Stored records |

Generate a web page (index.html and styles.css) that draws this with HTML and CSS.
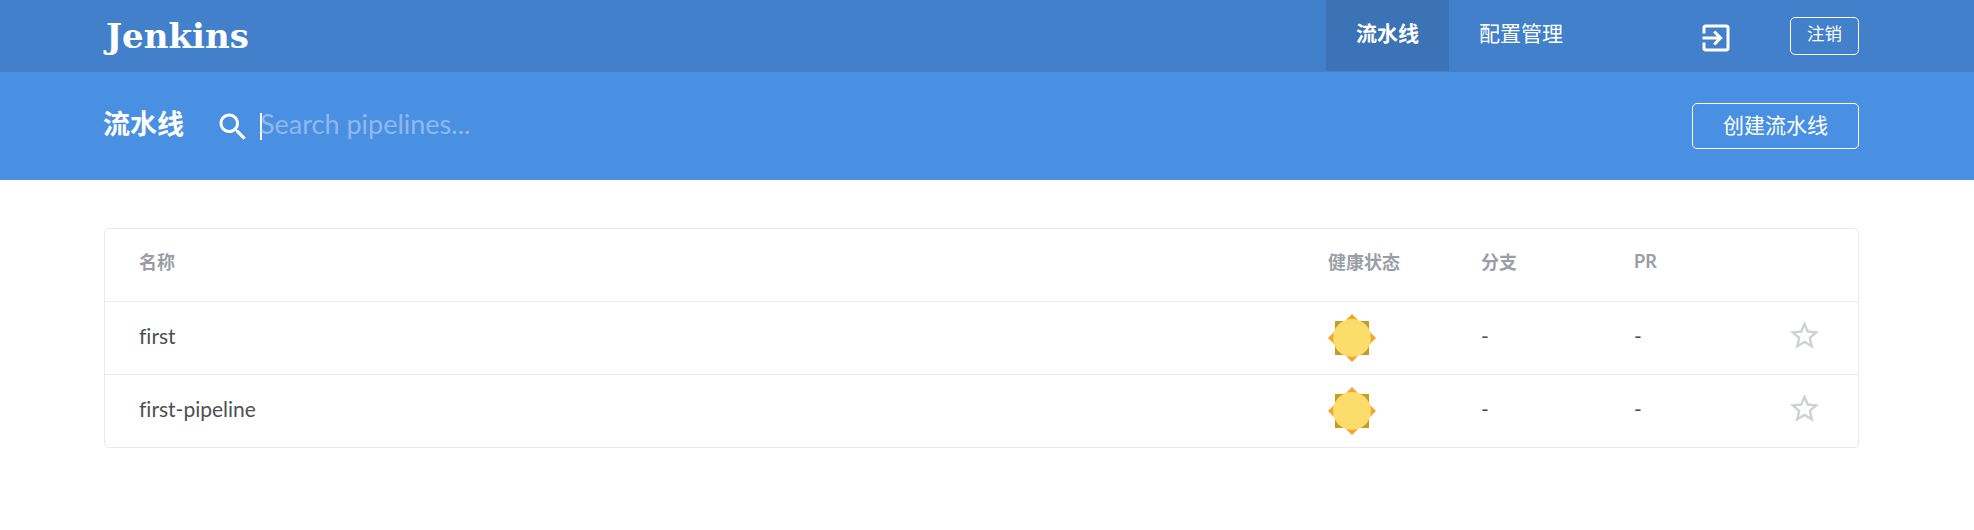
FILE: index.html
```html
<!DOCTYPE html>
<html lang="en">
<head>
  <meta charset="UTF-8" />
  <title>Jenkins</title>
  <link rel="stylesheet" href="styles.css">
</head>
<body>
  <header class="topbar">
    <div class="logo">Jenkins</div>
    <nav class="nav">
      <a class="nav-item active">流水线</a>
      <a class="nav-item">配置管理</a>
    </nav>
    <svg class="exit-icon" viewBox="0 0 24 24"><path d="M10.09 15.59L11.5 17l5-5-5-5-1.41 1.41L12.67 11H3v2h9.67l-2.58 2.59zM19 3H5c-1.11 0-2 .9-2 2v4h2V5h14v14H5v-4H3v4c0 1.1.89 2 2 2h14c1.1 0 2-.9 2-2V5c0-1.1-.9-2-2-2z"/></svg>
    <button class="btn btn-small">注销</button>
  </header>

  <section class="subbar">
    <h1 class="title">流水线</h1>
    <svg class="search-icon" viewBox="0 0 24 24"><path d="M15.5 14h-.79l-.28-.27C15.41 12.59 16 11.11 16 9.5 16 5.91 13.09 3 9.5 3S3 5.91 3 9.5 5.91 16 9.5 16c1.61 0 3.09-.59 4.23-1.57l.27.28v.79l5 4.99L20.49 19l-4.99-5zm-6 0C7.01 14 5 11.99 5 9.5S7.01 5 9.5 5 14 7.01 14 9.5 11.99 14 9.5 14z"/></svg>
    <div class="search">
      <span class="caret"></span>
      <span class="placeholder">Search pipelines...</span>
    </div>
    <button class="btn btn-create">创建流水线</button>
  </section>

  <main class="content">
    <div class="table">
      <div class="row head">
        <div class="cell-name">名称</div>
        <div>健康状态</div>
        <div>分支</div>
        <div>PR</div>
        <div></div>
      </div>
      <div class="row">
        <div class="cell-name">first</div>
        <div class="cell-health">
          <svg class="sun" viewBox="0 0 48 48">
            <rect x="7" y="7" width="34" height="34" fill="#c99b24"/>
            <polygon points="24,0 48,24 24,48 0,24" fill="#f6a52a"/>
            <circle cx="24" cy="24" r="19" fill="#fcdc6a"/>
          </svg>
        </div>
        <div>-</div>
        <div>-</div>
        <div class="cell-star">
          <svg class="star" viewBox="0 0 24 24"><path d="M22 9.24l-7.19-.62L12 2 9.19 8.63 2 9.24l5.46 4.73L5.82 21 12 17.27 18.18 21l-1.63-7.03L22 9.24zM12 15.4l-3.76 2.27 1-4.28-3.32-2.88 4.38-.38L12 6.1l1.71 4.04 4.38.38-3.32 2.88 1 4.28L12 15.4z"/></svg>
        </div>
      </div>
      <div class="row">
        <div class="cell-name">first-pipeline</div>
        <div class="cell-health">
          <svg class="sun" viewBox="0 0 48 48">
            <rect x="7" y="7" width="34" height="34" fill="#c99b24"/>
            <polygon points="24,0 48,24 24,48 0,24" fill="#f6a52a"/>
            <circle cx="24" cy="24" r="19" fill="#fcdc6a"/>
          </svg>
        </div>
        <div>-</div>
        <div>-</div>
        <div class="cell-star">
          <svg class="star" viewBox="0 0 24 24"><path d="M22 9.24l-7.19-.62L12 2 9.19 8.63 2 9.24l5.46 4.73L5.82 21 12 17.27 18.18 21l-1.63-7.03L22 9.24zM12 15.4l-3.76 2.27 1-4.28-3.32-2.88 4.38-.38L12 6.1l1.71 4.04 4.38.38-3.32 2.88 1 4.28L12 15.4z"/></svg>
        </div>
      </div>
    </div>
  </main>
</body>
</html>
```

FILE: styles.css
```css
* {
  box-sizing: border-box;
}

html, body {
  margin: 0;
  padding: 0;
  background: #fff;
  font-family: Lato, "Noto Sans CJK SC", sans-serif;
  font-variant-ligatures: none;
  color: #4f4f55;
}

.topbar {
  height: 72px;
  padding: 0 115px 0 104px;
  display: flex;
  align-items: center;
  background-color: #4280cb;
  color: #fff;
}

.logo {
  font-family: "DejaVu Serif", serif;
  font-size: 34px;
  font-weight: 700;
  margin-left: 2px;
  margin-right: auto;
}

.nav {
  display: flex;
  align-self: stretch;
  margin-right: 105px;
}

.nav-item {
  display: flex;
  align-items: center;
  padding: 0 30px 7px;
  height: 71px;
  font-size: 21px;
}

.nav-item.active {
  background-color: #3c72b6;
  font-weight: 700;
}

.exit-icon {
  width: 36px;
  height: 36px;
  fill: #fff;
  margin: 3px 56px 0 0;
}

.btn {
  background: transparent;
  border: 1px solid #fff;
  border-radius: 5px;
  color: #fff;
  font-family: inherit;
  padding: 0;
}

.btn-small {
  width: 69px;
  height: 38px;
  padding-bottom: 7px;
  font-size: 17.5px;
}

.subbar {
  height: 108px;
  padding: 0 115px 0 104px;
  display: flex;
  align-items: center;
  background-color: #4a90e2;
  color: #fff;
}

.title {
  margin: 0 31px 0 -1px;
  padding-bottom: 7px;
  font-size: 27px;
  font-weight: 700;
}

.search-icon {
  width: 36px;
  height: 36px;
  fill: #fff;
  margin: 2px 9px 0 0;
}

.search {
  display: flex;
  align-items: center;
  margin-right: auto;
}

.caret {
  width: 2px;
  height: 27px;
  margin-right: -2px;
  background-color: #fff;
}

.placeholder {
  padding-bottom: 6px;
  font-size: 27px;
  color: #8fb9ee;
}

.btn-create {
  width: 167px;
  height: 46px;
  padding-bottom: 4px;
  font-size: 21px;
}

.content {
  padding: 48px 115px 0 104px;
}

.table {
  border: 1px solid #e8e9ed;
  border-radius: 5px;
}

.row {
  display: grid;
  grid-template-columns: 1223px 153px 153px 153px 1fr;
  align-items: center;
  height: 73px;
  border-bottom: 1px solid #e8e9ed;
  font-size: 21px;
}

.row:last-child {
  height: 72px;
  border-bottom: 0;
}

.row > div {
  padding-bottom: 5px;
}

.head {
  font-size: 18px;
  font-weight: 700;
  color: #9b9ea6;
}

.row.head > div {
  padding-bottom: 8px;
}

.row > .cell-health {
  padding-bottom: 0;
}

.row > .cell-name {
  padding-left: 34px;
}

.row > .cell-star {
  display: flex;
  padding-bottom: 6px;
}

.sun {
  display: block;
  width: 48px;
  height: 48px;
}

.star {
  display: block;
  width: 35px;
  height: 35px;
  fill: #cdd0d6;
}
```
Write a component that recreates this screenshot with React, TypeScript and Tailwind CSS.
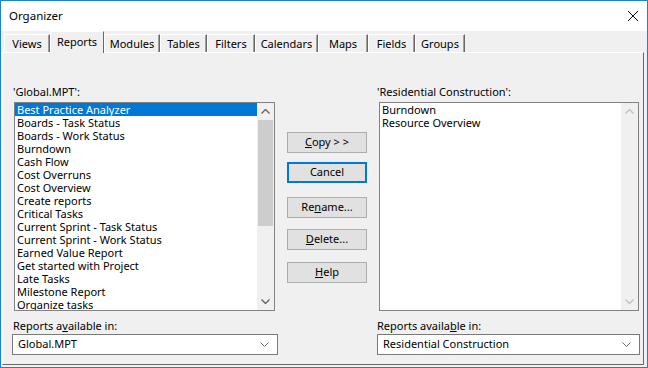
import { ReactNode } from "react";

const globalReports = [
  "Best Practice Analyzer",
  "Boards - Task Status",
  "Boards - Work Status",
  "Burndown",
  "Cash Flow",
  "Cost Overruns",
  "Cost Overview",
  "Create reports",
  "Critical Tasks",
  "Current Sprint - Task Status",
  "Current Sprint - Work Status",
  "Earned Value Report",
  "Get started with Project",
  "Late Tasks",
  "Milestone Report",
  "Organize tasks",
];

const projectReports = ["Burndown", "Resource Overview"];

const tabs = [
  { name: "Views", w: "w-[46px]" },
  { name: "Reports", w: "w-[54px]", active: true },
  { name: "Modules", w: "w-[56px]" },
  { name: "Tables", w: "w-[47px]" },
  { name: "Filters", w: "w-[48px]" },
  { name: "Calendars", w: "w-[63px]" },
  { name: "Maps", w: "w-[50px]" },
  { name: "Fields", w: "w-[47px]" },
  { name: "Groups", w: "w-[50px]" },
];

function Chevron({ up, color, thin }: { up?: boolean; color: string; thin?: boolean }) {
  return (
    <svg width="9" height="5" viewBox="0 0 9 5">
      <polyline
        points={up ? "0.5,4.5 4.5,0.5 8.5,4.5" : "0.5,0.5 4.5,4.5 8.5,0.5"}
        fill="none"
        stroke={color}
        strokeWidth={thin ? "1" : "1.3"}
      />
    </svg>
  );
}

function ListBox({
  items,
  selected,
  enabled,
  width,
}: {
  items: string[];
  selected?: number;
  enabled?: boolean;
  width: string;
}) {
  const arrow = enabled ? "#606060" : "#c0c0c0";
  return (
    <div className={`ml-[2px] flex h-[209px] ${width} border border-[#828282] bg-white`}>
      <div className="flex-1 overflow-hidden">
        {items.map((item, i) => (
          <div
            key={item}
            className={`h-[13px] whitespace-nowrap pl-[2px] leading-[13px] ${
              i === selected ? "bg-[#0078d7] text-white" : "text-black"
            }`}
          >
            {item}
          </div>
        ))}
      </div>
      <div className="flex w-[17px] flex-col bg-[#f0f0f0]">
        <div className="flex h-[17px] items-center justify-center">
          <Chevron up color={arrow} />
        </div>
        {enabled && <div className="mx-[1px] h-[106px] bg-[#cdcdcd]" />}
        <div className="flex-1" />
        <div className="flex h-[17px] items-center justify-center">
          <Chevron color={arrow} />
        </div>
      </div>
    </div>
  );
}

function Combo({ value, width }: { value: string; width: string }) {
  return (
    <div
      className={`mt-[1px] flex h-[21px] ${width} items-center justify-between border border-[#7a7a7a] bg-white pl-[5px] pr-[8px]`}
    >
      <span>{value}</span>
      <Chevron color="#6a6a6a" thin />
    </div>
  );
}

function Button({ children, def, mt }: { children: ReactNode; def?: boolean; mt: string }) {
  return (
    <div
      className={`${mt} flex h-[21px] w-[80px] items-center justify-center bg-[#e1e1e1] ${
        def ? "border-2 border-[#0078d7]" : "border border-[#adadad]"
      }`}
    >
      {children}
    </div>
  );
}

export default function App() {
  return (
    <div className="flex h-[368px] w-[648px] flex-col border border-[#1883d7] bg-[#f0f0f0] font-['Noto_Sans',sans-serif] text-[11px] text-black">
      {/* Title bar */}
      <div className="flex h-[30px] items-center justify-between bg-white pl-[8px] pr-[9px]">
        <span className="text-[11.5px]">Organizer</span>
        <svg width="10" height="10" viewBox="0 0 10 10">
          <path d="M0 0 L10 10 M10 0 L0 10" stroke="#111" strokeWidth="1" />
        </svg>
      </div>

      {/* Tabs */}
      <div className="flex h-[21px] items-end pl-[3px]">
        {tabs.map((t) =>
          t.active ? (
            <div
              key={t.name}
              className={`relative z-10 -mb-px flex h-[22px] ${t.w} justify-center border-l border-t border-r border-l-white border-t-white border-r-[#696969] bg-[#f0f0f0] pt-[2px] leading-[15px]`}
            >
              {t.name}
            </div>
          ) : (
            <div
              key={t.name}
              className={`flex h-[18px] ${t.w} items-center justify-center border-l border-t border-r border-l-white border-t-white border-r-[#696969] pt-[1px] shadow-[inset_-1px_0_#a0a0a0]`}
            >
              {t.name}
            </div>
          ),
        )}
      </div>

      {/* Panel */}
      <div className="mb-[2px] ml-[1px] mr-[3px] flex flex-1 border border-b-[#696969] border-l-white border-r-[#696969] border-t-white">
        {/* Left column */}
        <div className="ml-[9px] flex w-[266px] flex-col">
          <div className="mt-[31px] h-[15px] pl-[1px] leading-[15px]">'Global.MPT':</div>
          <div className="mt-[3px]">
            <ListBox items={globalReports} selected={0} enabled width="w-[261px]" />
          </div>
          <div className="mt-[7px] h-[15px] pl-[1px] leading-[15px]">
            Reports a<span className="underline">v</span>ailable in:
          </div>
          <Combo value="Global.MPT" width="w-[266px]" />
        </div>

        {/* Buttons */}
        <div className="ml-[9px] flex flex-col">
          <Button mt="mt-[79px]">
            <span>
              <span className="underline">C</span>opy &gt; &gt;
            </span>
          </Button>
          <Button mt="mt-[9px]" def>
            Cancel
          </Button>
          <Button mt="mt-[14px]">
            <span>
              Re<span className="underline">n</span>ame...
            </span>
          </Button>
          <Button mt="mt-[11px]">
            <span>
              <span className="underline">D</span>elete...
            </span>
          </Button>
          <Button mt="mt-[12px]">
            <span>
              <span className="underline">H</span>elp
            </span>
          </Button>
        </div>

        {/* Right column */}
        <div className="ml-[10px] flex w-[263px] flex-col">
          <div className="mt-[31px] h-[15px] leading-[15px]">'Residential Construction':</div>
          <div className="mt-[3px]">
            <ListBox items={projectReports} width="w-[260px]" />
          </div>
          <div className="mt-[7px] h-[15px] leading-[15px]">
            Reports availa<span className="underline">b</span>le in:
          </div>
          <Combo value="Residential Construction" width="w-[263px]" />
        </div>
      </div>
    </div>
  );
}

Exercise task | Filter the records for lines holding the string "styles". Copy each one.

Solution for this task |
Generate a web page (index.html and styles.css) that draws this with HTML and CSS.
  <link rel="stylesheet" href="styles.css">
FILE: styles.css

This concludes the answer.